A major complaint about the Houma clinic is that veterans who have blood tests or other lab work done often don’t get informed of results, or at least not in a timely fashion.

A call to the administrator at the clinic for comment Monday resulted in a referral to the Veterans Administration regional director, who had not returned the call by press time.

Some local veterans said they registered at a veteran’s clinic in Reserve, because better treatment in their minds was worth the extra travel. But not all Houma vets have the luxury of easy transportation to different places. 


Problems at the Houma clinic appear as major faux pas to the vets, who say they deserve a level of care that most people seeing private physicians take for granted. Not being informed of specifics on blood tests is one example.

“They tell us if there is nothing wrong they don’t have to call,” said Glenn Trahan of Houma, who served in the Army in 1970 and 1971, in Chu Lai, Vietnam, at a time when there was a heavy presence of Agent Orange. When he came home from Vietnam he had bi-lateral hearing loss and other problems. “If they don’t let you know for sure something is wrong with you, if there is a problem or not a problem, you stay in limbo. I don’t like that idea.”

Once scheduled for surgery in New Orleans for a damaged arm, Trahan was told after the doctor who originally saw him died that surgery was off. 

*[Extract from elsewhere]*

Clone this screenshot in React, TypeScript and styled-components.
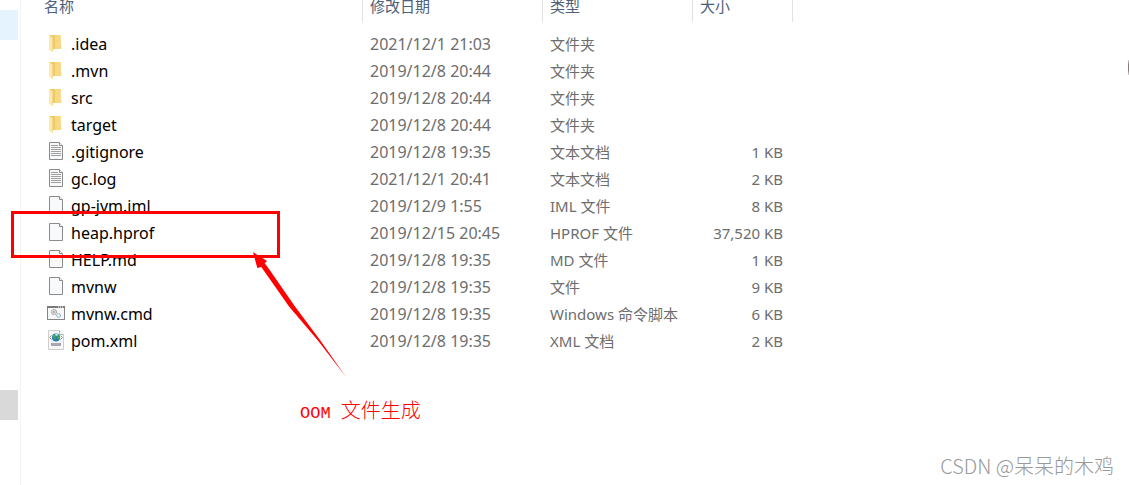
import React from "react";
import styled, { createGlobalStyle } from "styled-components";

const GlobalStyle = createGlobalStyle`
  * { box-sizing: border-box; }
  body {
    margin: 0;
    background: #fff;
    font-family: "Noto Sans", "Noto Sans CJK SC", sans-serif;
    overflow: hidden;
  }
`;

const Page = styled.div`
  position: relative;
  display: flex;
  min-height: 100vh;
`;

const Sidebar = styled.nav`
  display: flex;
  flex-direction: column;
  flex: none;
  gap: 350px;
  width: 21px;
  padding: 10px 2px 0 0;
  border-right: 1px solid #f3f3f3;
`;

const SideItem = styled.div<{ $tone: string }>`
  height: 30px;
  background: ${(p) => p.$tone};
`;

const Main = styled.main`
  flex: 1;
`;

const Table = styled.table`
  width: 772px;
  table-layout: fixed;
  border-collapse: separate;
  border-spacing: 0;
`;

const HeadCell = styled.th<{ $width: number; $indent?: number }>`
  width: ${(p) => p.$width}px;
  height: 22px;
  padding: 0 0 8px ${(p) => p.$indent ?? 7}px;
  border-right: 1px solid #e2e2e2;
  color: #4c607a;
  font-size: 15px;
  font-weight: 400;
  line-height: 12px;
  text-align: left;
  vertical-align: top;
`;

const Body = styled.tbody`
  &::before {
    content: "";
    display: block;
    height: 9px;
  }
`;

const Cell = styled.td`
  height: 27px;
  padding: 0 0 0 7px;
  color: #6d6d6d;
  font-size: 15px;
  line-height: 27px;
  white-space: nowrap;
`;

const NameCell = styled(Cell)`
  padding-left: 26px;
  color: #000;
  font-size: 16px;
`;

const DateCell = styled(Cell)`
  font-size: 16px;
`;

const SizeCell = styled(Cell)`
  padding-right: 10px;
  text-align: right;
`;

const FileLabel = styled.div`
  display: flex;
  align-items: center;
  gap: 6px;
  height: 27px;
`;

const Icon = styled.svg`
  flex: none;
  display: block;
  width: 18px;
  height: 23px;
`;

const Highlight = styled.div`
  position: absolute;
  left: 11px;
  top: 211px;
  width: 269px;
  height: 47px;
  border: 3px solid #f00;
`;

const Arrow = styled.svg`
  position: absolute;
  left: 250px;
  top: 250px;
  width: 100px;
  height: 130px;
`;

const Note = styled.div`
  position: absolute;
  left: 300px;
  top: 399px;
  color: #f00;
  font-family: "Liberation Mono", "Noto Sans CJK SC", monospace;
  font-size: 17px;
  font-weight: 300;
  line-height: 28px;
  white-space: pre;
`;

const NoteHan = styled.span`
  font-size: 20px;
`;

const Watermark = styled.div`
  position: absolute;
  right: 15px;
  bottom: 5px;
  color: #999;
  font-family: "Noto Sans CJK SC", sans-serif;
  font-size: 20px;
  font-weight: 300;
  line-height: 28px;
`;

const EdgeHandle = styled.div`
  position: absolute;
  right: 0;
  top: 60px;
  width: 1px;
  height: 15px;
  background: linear-gradient(#d8d4d4, #857b7b 30%, #857b7b 70%, #d8d4d4);
`;

type Kind = "folder" | "text" | "blank" | "script" | "xml";

function FileIcon({ kind }: { kind: Kind }) {
  if (kind === "folder") {
    return (
      <Icon viewBox="0 0 18 23" aria-hidden="true">
        <path d="M2.500 2h11v10.500h.7V16H5z" fill="#efc964" />
        <path d="M8 2h5.500v10.500h.7V16H8z" fill="#f7d983" />
        <path d="M2 2.200l4 2.300V19l-4-2z" fill="#fde9ab" />
        <path d="M5.500 4.500V18.500" stroke="#f5d88c" />
      </Icon>
    );
  }
  if (kind === "script") {
    return (
      <Icon viewBox="0 0 18 23" aria-hidden="true">
        <rect x=".5" y="3.500" width="17" height="13" fill="#f6f7f8" stroke="#868686" />
        <path d="M0 4h18" stroke="#7b7b7b" strokeWidth="2" />
        <path d="M11 4h1m1 0h1m1 0h1" stroke="#fff" />
        <circle cx="7" cy="9" r="2.600" fill="#ddd" stroke="#888" strokeDasharray="1.200 .6" />
        <circle cx="7" cy="9" r=".8" fill="#777" />
        <circle cx="11.500" cy="12.500" r="2" fill="#e0f0f7" stroke="#7d9fb0" strokeDasharray="1.200 .5" />
      </Icon>
    );
  }
  if (kind === "xml") {
    return (
      <Icon viewBox="0 0 18 23" aria-hidden="true">
        <path d="M1.500.5h11l4 4v15h-15z" fill="#f6f6f6" stroke="#cfcfcf" />
        <path d="M12.500.5v4h4" fill="#fff" stroke="#b5b5b5" />
        <circle cx="9" cy="7.500" r="4" fill="#2b78b9" />
        <path d="M6 5l3-1 1 2-2 1 1 3-2-1-1-2zM11 4l2 3-1 3-2-2z" fill="#3fab51" />
        <path d="M9 3.500l2 1-1 1.500-2-1z" fill="#c9efff" />
        <path d="M4.500 5.500l-2 2 2 2M13.500 5.500l2 2-2 2" fill="none" stroke="#8794a0" />
        <path d="M4 14.500h10" stroke="#a6a6b4" strokeWidth="3" />
      </Icon>
    );
  }
  return (
    <Icon viewBox="0 0 18 23" aria-hidden="true">
      <path d="M2.500 1.500h10l3 3v14h-13z" fill="#f8f9fa" stroke="#8b8b8b" />
      <path d="M12.500 1.500v3h3" fill="#fff" stroke="#8b8b8b" />
      {kind === "text" && (
        <path d="M4 4.500h7M4 6.500h10M4 8.500h10M4 10.500h10M4 12.500h10M4 14.500h10" stroke="#a0a0a0" />
      )}
    </Icon>
  );
}

const files: { name: string; kind: Kind; date: string; type: string; size: string }[] = [
  { name: ".idea", kind: "folder", date: "2021/12/1 21:03", type: "文件夹", size: "" },
  { name: ".mvn", kind: "folder", date: "2019/12/8 20:44", type: "文件夹", size: "" },
  { name: "src", kind: "folder", date: "2019/12/8 20:44", type: "文件夹", size: "" },
  { name: "target", kind: "folder", date: "2019/12/8 20:44", type: "文件夹", size: "" },
  { name: ".gitignore", kind: "text", date: "2019/12/8 19:35", type: "文本文档", size: "1 KB" },
  { name: "gc.log", kind: "text", date: "2021/12/1 20:41", type: "文本文档", size: "2 KB" },
  { name: "gp-jvm.iml", kind: "blank", date: "2019/12/9 1:55", type: "IML 文件", size: "8 KB" },
  { name: "heap.hprof", kind: "blank", date: "2019/12/15 20:45", type: "HPROF 文件", size: "37,520 KB" },
  { name: "HELP.md", kind: "blank", date: "2019/12/8 19:35", type: "MD 文件", size: "1 KB" },
  { name: "mvnw", kind: "blank", date: "2019/12/8 19:35", type: "文件", size: "9 KB" },
  { name: "mvnw.cmd", kind: "script", date: "2019/12/8 19:35", type: "Windows 命令脚本", size: "6 KB" },
  { name: "pom.xml", kind: "xml", date: "2019/12/8 19:35", type: "XML 文档", size: "2 KB" },
];

export default function App() {
  return (
    <>
      <GlobalStyle />
      <Page>
        <Sidebar>
          <SideItem $tone="#e5f3ff" />
          <SideItem $tone="#d9d9d9" />
        </Sidebar>
        <Main>
          <Table>
            <thead>
              <tr>
                <HeadCell $width={342} $indent={23}>名称</HeadCell>
                <HeadCell $width={180}>修改日期</HeadCell>
                <HeadCell $width={150}>类型</HeadCell>
                <HeadCell $width={100}>大小</HeadCell>
              </tr>
            </thead>
            <Body>
              {files.map((f) => (
                <tr key={f.name}>
                  <NameCell>
                    <FileLabel>
                      <FileIcon kind={f.kind} />
                      {f.name}
                    </FileLabel>
                  </NameCell>
                  <DateCell>{f.date}</DateCell>
                  <Cell>{f.type}</Cell>
                  <SizeCell>{f.size}</SizeCell>
                </tr>
              ))}
            </Body>
          </Table>
        </Main>
        <Highlight />
        <Arrow viewBox="0 0 100 130" aria-hidden="true">
          <path d="M3 2L17 11L14.700 13.300L19 19L45 56.500L70 90L96 127L67.500 90L39 56.500L11.300 17L7.300 18z" fill="#f00" />
        </Arrow>
        <Note>
          OOM <NoteHan>文件生成</NoteHan>
        </Note>
        <Watermark>CSDN @呆呆的木鸡</Watermark>
        <EdgeHandle />
      </Page>
    </>
  );
}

His problem, he was told, could be managed trough pain pills and other medication.

“I didn’t want pills. I wanted surgery,” he said. “Why were they trying to give me pills when the doctor said I needed surgery? I told them keep their pills.” 

Lack of information, he and other veterans say, is an affront to their dignity.


The health care issue for veterans is in the minds of some the tip of a troublesome iceberg. Economic difficulties, social and psychiatric problems make for a tangled web that is difficult for veterans to navigate.

Some fall through the cracks at various times, and even small discrepancies between what they believe is appropriate and what is delivered amount in their minds to broken promises and nothing less.

In a small wood-framed house on Grand Caillou Road is a shelter for veterans down on their luck. They can stay there while getting their feet beneath them again, and get assistance finding permanent housing and jobs.


Operated by Songe and other veterans, the shelter is a welcome port in a stormy world, and offers a beacon of hope for former soldiers, sailors, marines and airmen who have ended up on the street or with housing alternatives that are unattractive at best.

Mike Jordan, who currently stays at the shelter, is a 61-year-old former sailor from Baton Rouge who served in the Vietnam era. He required treatment for a medical condition and was referred by the Houma clinic to Ochsner St. Anne General Hospital in Raceland.

When he checked in, Jordan told hospital staff that they should get an authorization from the Veterans Administration before performing surgery.


“They told me don’t worry about that, the VA will pay for it,” Jordan said. “I ended up getting a $26,000 bill. So I started making calls.”

VA staff members were not helpful, Jordan said, accusing them of being downright insulting.

“I told them that for freezing on the deck of a ship refueling in the middle of the night, the thanks I get is a $26,000 bill. Where is the fairness in that?”


Ochsner staff worked with Jordan and eventually the matter was resolved. But he worries about other vets unwilling or unable to speak up for themselves who end up in similar circumstances.

He is grateful for the respite the veteran’s shelter has provided him. But he would prefer that the nation show its gratitude to him by seeing to it that he and other veterans don’t have to jump through hoops to get what they are entitled to without hassles.

“People who find out I am a veteran say thank you for your service,” he said, while drinking a cup of coffee in the shelter’s homey kitchen. “I don’t want them to say thank you for your service, I want them to do what is right, to give us what we earned.”


Mike Jordan, a Vietnam-era sailor, discusses the national veterans health care crisis, in the kitchen of the veteran’s shelter on Grand Caillou Road in Houma, where he currently resides.